Stated exercise:
Locate the word "Tailwind" in the entries below, then gather every line that holds it.

Given records:
———

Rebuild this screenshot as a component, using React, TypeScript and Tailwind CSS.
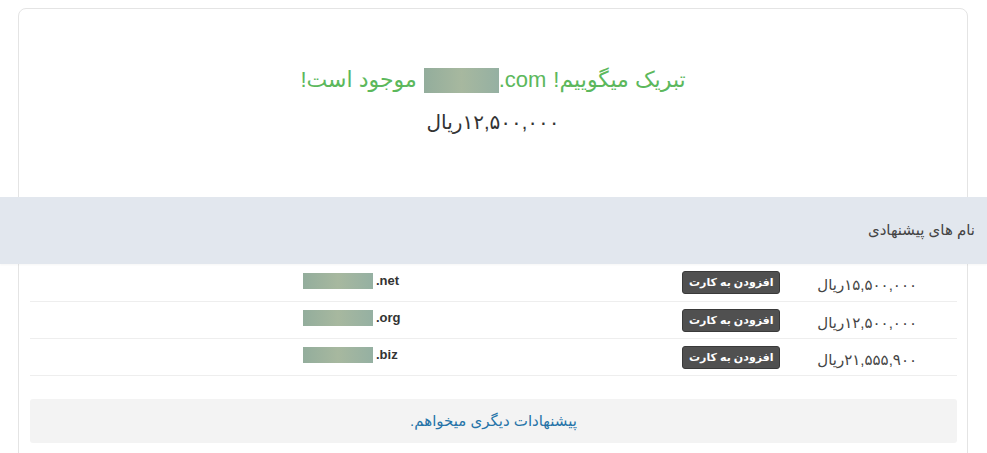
import React from 'react'

const fa = { fontFamily: "'Liberation Sans', 'DejaVu Sans', sans-serif" }

const rows = [
  { tld: '.net', price: '۱۵,۵۰۰,۰۰۰' },
  { tld: '.org', price: '۱۲,۵۰۰,۰۰۰' },
  { tld: '.biz', price: '۲۱,۵۵۵,۹۰۰' },
]

function Blur({ className }: { className: string }) {
  return <span className={`inline-block bg-gradient-to-r from-[#93ad9c] via-[#a7b89f] to-[#95b0a2] ${className}`} />
}

export default function App() {
  return (
    <div className="min-h-screen bg-white pl-[18px] pr-[19px] pt-[8px] text-[#333]" style={fa}>
      <div className="bg-white border border-[#e4e4e4] rounded-lg pb-10">
        <div className="h-[188px] flex flex-col items-center pt-[56px]" dir="rtl">
          <h1 className="text-[22px] text-[#5cb85c] leading-[30px] flex items-center gap-[7px]">
            <span>تبریک میگوییم!</span>
            <span dir="ltr" className="flex items-center">
              <Blur className="w-[75px] h-[25px]" />
              <span>.com</span>
            </span>
            <span>موجود است!</span>
          </h1>
          <div className="mt-[13px] text-[20px] text-[#333] leading-[28px]">۱۲,۵۰۰,۰۰۰ریال</div>
        </div>

        <div className="-ml-[19px] -mr-[20px] h-[67px] bg-[#e2e7ee] flex items-center pr-[12px] shadow-[0_1px_2px_rgba(0,0,0,0.04)]" dir="rtl">
          <span className="text-[15px] text-[#444]">نام های پیشنهادی</span>
        </div>

        <div className="ml-[11px] mr-[10px]">
          {rows.map((r, i) => (
            <div key={r.tld} className={`flex items-center ${i === 0 ? 'h-[38px]' : 'h-[37px]'} border-b border-[#eeeeee]`}>
              <div className="w-[273px]" />
              <div className="flex items-center -mt-[4px]" dir="ltr">
                <Blur className="w-[70px] h-[16px]" />
                <span className="text-[13px] font-bold text-[#333] ml-[3px]" style={{ fontFamily: "'Liberation Sans', Arial, sans-serif" }}>{r.tld}</span>
              </div>
              <div className="flex-1" />
              <div className="flex items-center gap-[37px] pr-[40px]" dir="rtl">
                <span className="text-[15px] text-[#444] mt-[6px]">{r.price}ریال</span>
                <button className="w-[98px] h-[23px] rounded-[3px] bg-[#505050] border border-[#3a3a3a] text-white text-[11px] font-bold leading-none">
                  افزودن به کارت
                </button>
              </div>
            </div>
          ))}

          <div className="mt-[23px] h-[44px] bg-[#f3f3f3] rounded-[3px] flex items-center justify-center" dir="rtl">
            <a className="text-[15px] text-[#2673a8]">پیشنهادات دیگری میخواهم.</a>
          </div>
        </div>
      </div>
    </div>
  )
}
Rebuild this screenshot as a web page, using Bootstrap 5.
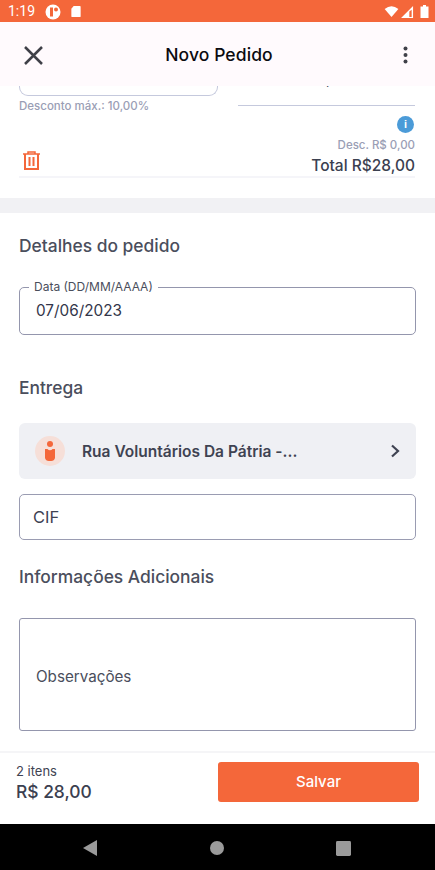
<!DOCTYPE html>
<html lang="pt-BR">
<head>
<meta charset="utf-8">
<title>Novo Pedido</title>
<link href="https://cdn.jsdelivr.net/npm/bootstrap@5.3.0/dist/css/bootstrap.min.css" rel="stylesheet">
<style>
html,body{height:870px;overflow:hidden;background:#fff;}
body{font-family:Inter,"Noto Sans",sans-serif;color:#3b4050;}
.screen{width:435px;height:870px;}
.status-strip{height:22px;background:#f4673a;color:#fff;padding:1px 6px 0 8px;font-family:Roboto,sans-serif;font-size:14px;}
.app-head{height:64px;background:#fffafd;padding:2px 27px 0 23px;flex:none;z-index:2;}
.app-title{font-size:17.5px;font-weight:500;color:#0b0b10;letter-spacing:.1px;margin-right:9px;}
.scroll-zone{height:665px;overflow:hidden;flex:none;}
.clip-row{height:20px;padding:0 20px 0 19px;gap:20px;}
.stub-left{width:199px;height:10px;border:1px solid #c5c9dd;border-top:0;border-radius:0 0 9px 9px;flex:none;}
.stub-right{flex:1;height:20px;border-bottom:1px solid #c5c9dd;position:relative;overflow:hidden;}
.stub-text{margin-top:-15px;font-size:15.5px;line-height:16px;color:#3b4050;padding-left:2px;word-spacing:46px;}
.hint{font-size:11.5px;font-weight:500;color:#9a9eb5;line-height:14px;margin:-7px 0 0 19px;}
.item-foot{margin:0 20px 0 19px;height:65px;border-bottom:2px solid #f5f5f9;position:relative;}
.info-dot{width:17px;height:17px;border-radius:50%;background:#4b9bd8;color:#fff;font:700 11px/17px "Liberation Sans",sans-serif;text-align:center;margin-right:1px;}
.disc{font-size:11.5px;font-weight:500;color:#9a9eb5;line-height:14px;margin-top:5px;}
.total{font-size:15.5px;font-weight:500;color:#3b4050;line-height:20px;margin-top:4px;}
.sep-band{height:15px;background:#f1f1f4;margin-top:20px;}
.sec-title{font-size:17.4px;font-weight:500;color:#4a4e5c;line-height:22px;margin:0 19px;}
.date-box{margin:30px 19px 0;height:48px;border:1px solid #9496ad;border-radius:5px;position:relative;padding:13px 16px 0;font-size:15.3px;line-height:20px;color:#33364a;}
.date-label{position:absolute;left:9px;top:-8px;background:#fff;padding:0 5px;font-size:12px;line-height:14px;color:#4a4e5c;}
.addr-box{margin:24px 19px 0;height:56px;background:#eff0f4;border-radius:6px;padding:0 16px;}
.addr-icon{width:30px;height:30px;border-radius:50%;background:#f6dfd8;flex:none;}
.addr-text{font-size:15.5px;font-weight:600;color:#3f4352;margin:1px 0 0 17px;}
.cif-box{margin:15px 19px 0;height:46px;border:1px solid #9a9cb2;border-radius:5px;padding:0 13px;font-size:16.5px;color:#3f4352;}
.obs-box{margin:30px 19px 0;height:113px;border:1px solid #9496ad;border-radius:3px;padding:6px 16px 0;font-size:15.2px;color:#4a4e5c;}
.foot-bar{height:73px;flex:none;border-top:2px solid #f5f5f7;padding:9px 16px 0;}
.foot-small{font-size:13px;line-height:16px;color:#3f4352;margin-top:1px;}
.foot-price{font-size:17.4px;font-weight:500;line-height:22px;color:#3b4050;margin-top:2px;}
.save-btn{width:201px;height:40px;background:#f4673a;color:#fff;border:0;border-radius:3px;font-size:15px;font-weight:500;padding:0;}
.nav-strip{height:46px;background:#000;flex:none;padding-top:2px;}
.ic-card{margin-left:9px;}
.ic-cam{margin-left:10px;}
.ic-signal{margin-left:2px;}
.ic-batt{margin-left:6px;}
.ic-trash{margin:0 0 6px 4px;}
.nav-a{margin-left:83px;}
.nav-b{margin-left:113px;}
.nav-c{margin-left:112px;}
.head-mt{margin-top:22px;}
.entrega-mt{margin-top:42px;}
.info-mt{margin-top:26px;}
</style>
</head>
<body>
<div class="screen d-flex flex-column">
  <div class="status-strip d-flex align-items-center">
    <span>1:19</span>
    <svg class="ic-cam" width="16" height="16" viewBox="0 0 16 16"><circle cx="8" cy="8" r="7.5" fill="#fff"/><rect x="5" y="3.5" width="3" height="9" fill="#f4673a"/><circle cx="11" cy="5.500" r="2" fill="#f4673a"/></svg>
    <svg class="ic-card" width="12" height="13" viewBox="0 0 12 14"><path d="M3.500 1H10a1 1 0 0 1 1 1v10a1 1 0 0 1-1 1H2a1 1 0 0 1-1-1V4z" fill="#fff"/></svg>
    <svg class="ms-auto" width="15" height="11" viewBox="0 0 15 12"><path d="M0 3.200Q7.500-2.500 15 3.200L7.500 12z" fill="#fff"/></svg>
    <svg class="ic-signal" width="13" height="12" viewBox="0 0 14 13"><path d="M13 0v13H0z" fill="#fff"/><path d="M11.500 4v7.800H9V6z" fill="#f4673a"/></svg>
    <svg class="ic-batt" width="9" height="13" viewBox="0 0 8 13"><path d="M2.500 0h3v1.500H8V13H0V1.500h2.500z" fill="#fff"/></svg>
  </div>
  <div class="app-head d-flex align-items-center justify-content-between position-relative">
    <svg width="21" height="21" viewBox="0 0 21 21"><path d="M2 2l17 17M19 2L2 19" stroke="#3f4048" stroke-width="2.500" fill="none"/></svg>
    <span class="app-title">Novo Pedido</span>
    <svg width="5" height="18" viewBox="0 0 5 18"><circle cx="2.500" cy="2.500" r="2" fill="#3f4048"/><circle cx="2.500" cy="9" r="2" fill="#3f4048"/><circle cx="2.500" cy="15.500" r="2" fill="#3f4048"/></svg>
  </div>
  <div class="scroll-zone">
    <div class="clip-row d-flex">
      <div class="stub-left"></div>
      <div class="stub-right"><div class="stub-text">R$ 14,00</div></div>
    </div>
    <div class="hint">Desconto máx.: 10,00%</div>
    <div class="item-foot d-flex justify-content-between align-items-end">
      <svg class="ic-trash" width="17" height="19" viewBox="0 0 17 19"><path d="M0 3h17M5 3V1h7v2" stroke="#f4673a" stroke-width="1.500" fill="none"/><path d="M2 3v15h13V3M6.500 6v9M10.500 6v9" stroke="#f4673a" stroke-width="2" fill="none"/></svg>
      <div class="text-end d-flex flex-column align-items-end">
        <div class="info-dot">i</div>
        <div class="disc">Desc. R$ 0,00</div>
        <div class="total">Total R$28,00</div>
      </div>
    </div>
    <div class="sep-band"></div>
    <div class="sec-title head-mt">Detalhes do pedido</div>
    <div class="date-box"><span class="date-label">Data (DD/MM/AAAA)</span>07/06/2023</div>
    <div class="sec-title entrega-mt">Entrega</div>
    <div class="addr-box d-flex align-items-center">
      <div class="addr-icon d-flex align-items-center justify-content-center">
        <svg width="14" height="22" viewBox="0 0 14 22"><circle cx="7" cy="4" r="3" fill="#f4673a"/><path d="M2 9h2.500a3 3 0 0 0 5 0H12v9a4 4 0 0 1-4 3H6a4 4 0 0 1-4-3z" fill="#f4673a"/></svg>
      </div>
      <span class="addr-text">Rua Voluntários Da Pátria -...</span>
      <svg class="ms-auto" width="10" height="14" viewBox="0 0 10 14"><path d="M2 1.500L8 7l-6 5.500" stroke="#3f4352" stroke-width="2.200" fill="none"/></svg>
    </div>
    <div class="cif-box d-flex align-items-center">CIF</div>
    <div class="sec-title info-mt">Informações Adicionais</div>
    <div class="obs-box d-flex align-items-center">Observações</div>
  </div>
  <div class="foot-bar d-flex align-items-start justify-content-between">
    <div><div class="foot-small">2 itens</div><div class="foot-price">R$ 28,00</div></div>
    <button class="btn save-btn" type="button">Salvar</button>
  </div>
  <div class="nav-strip d-flex align-items-center position-relative">
    <svg class="nav-a" width="14" height="16" viewBox="0 0 14 16"><path d="M14 0v16L0 8z" fill="#9a9a9a"/></svg>
    <svg class="nav-b" width="14" height="14" viewBox="0 0 14 14"><circle cx="7" cy="7" r="7" fill="#9a9a9a"/></svg>
    <svg class="nav-c" width="15" height="15" viewBox="0 0 16 16"><rect width="16" height="16" rx="1.500" fill="#9a9a9a"/></svg>
  </div>
</div>
<script src="https://cdn.jsdelivr.net/npm/bootstrap@5.3.0/dist/js/bootstrap.bundle.min.js"></script>
</body>
</html>
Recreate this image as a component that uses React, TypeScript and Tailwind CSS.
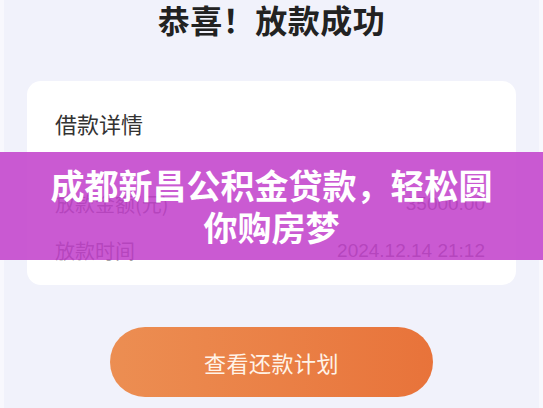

———

Exercise solution:
Rebuild this screenshot as a component, using React, TypeScript and Tailwind CSS.
Recreate this image as a component that uses React, TypeScript and Tailwind CSS.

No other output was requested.